------ MATERIAL FOR THIS TASK ------

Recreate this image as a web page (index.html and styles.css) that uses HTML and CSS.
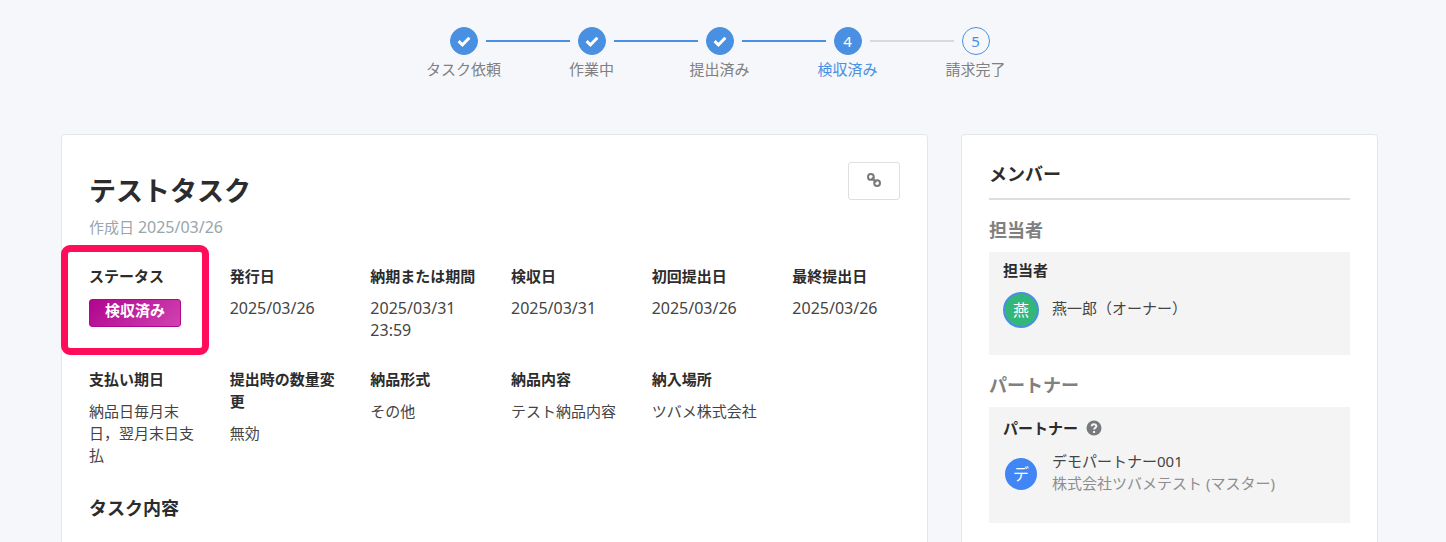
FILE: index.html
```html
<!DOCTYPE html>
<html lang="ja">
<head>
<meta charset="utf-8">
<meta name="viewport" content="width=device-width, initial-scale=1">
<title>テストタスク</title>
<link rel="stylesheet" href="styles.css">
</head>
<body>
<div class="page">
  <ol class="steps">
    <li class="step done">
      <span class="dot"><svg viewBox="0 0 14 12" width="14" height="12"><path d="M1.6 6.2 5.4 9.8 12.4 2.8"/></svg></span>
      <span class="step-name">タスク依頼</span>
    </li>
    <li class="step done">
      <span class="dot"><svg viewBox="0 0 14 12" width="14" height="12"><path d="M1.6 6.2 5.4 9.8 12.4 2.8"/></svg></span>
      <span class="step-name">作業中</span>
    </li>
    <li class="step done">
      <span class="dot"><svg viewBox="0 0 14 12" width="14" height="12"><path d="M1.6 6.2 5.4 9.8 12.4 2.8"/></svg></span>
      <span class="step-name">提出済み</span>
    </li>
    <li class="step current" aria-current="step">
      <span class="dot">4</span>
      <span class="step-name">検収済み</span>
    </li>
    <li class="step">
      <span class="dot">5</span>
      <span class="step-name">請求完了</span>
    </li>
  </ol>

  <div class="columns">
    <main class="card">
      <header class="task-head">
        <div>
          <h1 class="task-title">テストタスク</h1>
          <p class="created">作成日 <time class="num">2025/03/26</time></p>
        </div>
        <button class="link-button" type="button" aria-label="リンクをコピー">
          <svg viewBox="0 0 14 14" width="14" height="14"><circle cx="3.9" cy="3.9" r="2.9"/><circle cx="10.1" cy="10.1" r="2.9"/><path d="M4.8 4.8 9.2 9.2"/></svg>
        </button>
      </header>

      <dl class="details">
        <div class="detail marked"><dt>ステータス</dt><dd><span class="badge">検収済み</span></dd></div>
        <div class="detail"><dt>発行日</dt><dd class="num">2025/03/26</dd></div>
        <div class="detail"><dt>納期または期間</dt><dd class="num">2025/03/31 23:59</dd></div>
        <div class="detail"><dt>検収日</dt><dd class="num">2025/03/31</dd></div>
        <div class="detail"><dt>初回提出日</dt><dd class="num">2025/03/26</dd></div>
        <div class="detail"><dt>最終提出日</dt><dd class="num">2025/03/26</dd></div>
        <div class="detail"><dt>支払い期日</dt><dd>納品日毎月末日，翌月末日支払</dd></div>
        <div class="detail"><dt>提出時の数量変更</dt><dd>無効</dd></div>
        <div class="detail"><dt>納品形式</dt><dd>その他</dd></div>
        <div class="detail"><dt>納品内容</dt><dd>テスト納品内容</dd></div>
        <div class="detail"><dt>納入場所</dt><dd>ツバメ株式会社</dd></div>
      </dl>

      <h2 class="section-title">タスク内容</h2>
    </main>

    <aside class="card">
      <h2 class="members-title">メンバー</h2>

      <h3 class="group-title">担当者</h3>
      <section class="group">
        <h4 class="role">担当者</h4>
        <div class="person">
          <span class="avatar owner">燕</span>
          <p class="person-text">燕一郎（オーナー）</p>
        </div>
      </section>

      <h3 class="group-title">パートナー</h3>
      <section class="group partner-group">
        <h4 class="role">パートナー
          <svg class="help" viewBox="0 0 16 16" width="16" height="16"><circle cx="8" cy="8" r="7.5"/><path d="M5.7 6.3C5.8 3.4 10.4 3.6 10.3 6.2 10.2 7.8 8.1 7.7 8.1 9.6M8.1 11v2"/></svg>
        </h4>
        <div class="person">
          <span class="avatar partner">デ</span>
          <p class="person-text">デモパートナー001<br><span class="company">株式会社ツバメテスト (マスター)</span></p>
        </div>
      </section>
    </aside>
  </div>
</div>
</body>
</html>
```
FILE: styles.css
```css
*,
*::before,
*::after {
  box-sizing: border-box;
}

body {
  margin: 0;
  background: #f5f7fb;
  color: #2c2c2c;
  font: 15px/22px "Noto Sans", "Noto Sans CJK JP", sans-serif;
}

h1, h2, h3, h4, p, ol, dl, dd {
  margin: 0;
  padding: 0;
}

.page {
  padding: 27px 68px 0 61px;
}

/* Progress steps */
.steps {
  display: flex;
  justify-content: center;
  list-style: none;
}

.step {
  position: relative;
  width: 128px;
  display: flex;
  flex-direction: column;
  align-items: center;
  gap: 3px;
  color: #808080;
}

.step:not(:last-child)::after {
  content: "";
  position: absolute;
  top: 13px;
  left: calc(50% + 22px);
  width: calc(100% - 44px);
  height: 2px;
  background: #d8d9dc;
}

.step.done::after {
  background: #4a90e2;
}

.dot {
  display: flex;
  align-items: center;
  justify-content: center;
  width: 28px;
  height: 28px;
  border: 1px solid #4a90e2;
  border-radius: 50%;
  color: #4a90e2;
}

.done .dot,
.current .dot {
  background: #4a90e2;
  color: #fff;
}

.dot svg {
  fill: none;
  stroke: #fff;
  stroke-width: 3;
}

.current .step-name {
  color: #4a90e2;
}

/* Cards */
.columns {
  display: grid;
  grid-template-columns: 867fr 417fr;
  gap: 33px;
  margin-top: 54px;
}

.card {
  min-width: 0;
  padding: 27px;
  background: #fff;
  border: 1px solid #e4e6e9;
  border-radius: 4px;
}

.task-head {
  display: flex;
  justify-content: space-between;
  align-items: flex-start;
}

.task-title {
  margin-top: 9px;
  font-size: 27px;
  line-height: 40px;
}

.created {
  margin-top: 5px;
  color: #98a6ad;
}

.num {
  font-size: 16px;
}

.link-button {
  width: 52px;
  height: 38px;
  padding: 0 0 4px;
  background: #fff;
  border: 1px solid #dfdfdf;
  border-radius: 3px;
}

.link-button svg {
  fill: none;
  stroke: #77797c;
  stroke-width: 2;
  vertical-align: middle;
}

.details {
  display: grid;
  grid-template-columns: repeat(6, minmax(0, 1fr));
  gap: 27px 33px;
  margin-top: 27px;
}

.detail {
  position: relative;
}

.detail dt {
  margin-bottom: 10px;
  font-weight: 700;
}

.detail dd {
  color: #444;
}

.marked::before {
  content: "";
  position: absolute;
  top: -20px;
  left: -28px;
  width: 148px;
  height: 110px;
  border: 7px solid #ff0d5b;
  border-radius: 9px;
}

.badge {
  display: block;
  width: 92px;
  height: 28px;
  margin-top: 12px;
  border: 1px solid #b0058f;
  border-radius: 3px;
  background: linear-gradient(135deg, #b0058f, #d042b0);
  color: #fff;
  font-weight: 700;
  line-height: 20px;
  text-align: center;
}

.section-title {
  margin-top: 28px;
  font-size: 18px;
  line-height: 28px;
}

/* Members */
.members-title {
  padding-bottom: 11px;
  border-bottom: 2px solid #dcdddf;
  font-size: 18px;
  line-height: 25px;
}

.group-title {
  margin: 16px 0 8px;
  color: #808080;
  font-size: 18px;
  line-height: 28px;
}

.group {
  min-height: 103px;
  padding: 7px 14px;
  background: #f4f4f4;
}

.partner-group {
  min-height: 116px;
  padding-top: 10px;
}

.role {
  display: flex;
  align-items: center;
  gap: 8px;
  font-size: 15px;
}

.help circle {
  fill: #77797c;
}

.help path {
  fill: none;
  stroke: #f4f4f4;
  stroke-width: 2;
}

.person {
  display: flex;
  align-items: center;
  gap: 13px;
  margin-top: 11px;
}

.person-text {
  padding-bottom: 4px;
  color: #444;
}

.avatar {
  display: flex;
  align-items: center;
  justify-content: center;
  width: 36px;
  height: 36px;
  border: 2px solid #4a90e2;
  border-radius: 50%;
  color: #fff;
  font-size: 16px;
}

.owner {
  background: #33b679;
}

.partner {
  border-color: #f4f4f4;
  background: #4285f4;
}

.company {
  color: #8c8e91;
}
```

------
------ MATERIAL FOR THIS TASK ------

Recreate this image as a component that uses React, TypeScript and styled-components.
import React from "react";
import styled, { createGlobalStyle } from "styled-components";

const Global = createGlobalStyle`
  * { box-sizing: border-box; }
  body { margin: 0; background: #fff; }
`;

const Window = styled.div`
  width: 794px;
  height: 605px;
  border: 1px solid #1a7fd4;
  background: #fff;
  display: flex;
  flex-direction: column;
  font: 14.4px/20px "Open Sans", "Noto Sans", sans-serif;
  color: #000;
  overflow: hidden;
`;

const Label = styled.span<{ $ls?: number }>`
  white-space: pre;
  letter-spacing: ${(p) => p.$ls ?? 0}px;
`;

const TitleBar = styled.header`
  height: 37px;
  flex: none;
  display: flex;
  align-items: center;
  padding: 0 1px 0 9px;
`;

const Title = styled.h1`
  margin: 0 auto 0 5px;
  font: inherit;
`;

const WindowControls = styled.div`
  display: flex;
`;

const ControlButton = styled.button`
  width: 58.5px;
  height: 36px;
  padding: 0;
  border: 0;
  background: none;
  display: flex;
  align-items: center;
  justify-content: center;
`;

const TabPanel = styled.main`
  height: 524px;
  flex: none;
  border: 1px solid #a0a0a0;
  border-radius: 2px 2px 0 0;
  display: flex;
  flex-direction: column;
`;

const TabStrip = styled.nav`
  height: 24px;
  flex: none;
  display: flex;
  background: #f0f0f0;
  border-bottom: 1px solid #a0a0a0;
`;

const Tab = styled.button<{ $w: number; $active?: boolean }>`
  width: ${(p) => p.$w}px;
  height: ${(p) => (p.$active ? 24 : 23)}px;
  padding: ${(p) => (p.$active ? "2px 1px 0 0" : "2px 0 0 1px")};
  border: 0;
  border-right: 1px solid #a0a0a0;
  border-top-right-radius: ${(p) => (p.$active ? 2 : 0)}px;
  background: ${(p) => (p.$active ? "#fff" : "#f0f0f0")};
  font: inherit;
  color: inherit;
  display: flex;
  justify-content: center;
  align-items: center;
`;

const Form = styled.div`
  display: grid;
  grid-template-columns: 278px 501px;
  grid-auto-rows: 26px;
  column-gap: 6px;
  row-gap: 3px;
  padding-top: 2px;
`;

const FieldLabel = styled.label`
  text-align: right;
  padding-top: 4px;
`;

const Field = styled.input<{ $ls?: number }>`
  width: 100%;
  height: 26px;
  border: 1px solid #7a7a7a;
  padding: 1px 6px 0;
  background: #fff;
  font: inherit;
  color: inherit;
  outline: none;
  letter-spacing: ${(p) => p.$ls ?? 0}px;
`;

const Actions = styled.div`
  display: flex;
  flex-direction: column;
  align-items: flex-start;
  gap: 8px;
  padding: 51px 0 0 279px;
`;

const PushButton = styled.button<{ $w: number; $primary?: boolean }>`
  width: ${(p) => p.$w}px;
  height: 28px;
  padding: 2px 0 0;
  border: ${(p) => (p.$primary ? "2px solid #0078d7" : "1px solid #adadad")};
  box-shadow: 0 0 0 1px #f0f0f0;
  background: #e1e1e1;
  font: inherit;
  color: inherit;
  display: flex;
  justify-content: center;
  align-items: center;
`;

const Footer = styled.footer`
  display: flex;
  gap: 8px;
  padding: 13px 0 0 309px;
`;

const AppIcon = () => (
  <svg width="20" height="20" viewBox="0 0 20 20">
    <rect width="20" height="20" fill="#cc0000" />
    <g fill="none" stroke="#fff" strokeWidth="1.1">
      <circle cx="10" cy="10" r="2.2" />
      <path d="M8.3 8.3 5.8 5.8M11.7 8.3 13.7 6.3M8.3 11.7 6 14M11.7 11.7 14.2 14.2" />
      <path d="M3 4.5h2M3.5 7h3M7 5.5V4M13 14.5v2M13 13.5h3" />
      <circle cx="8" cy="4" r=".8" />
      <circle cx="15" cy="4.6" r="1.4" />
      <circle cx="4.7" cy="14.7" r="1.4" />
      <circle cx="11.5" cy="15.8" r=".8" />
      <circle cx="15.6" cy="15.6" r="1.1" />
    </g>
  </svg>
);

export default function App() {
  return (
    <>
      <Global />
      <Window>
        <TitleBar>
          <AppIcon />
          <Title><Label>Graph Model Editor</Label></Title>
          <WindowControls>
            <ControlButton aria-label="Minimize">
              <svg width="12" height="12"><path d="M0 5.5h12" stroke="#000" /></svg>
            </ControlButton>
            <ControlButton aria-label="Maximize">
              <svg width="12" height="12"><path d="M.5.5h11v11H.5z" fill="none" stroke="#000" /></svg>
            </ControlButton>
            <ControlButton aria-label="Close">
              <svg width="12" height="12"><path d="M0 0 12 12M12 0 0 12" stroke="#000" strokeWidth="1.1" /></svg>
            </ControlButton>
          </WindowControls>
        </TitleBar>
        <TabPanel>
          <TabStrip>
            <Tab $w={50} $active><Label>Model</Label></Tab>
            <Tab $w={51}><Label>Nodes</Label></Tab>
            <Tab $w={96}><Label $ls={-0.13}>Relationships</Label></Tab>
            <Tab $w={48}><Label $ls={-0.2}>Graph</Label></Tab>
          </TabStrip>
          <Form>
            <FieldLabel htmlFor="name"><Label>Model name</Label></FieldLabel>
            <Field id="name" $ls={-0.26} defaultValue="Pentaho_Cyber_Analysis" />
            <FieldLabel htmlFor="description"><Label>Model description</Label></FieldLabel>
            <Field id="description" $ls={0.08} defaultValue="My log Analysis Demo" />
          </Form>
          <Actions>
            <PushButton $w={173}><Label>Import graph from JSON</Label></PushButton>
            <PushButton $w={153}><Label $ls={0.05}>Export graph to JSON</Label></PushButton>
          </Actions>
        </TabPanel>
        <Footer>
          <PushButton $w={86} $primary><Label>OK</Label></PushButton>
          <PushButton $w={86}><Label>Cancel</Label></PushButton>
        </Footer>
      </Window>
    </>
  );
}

------

Pick out each line above that includes "styles" and show it.

**TASK ANSWER:**
Recreate this image as a web page (index.html and styles.css) that uses HTML and CSS.
<link rel="stylesheet" href="styles.css">
FILE: styles.css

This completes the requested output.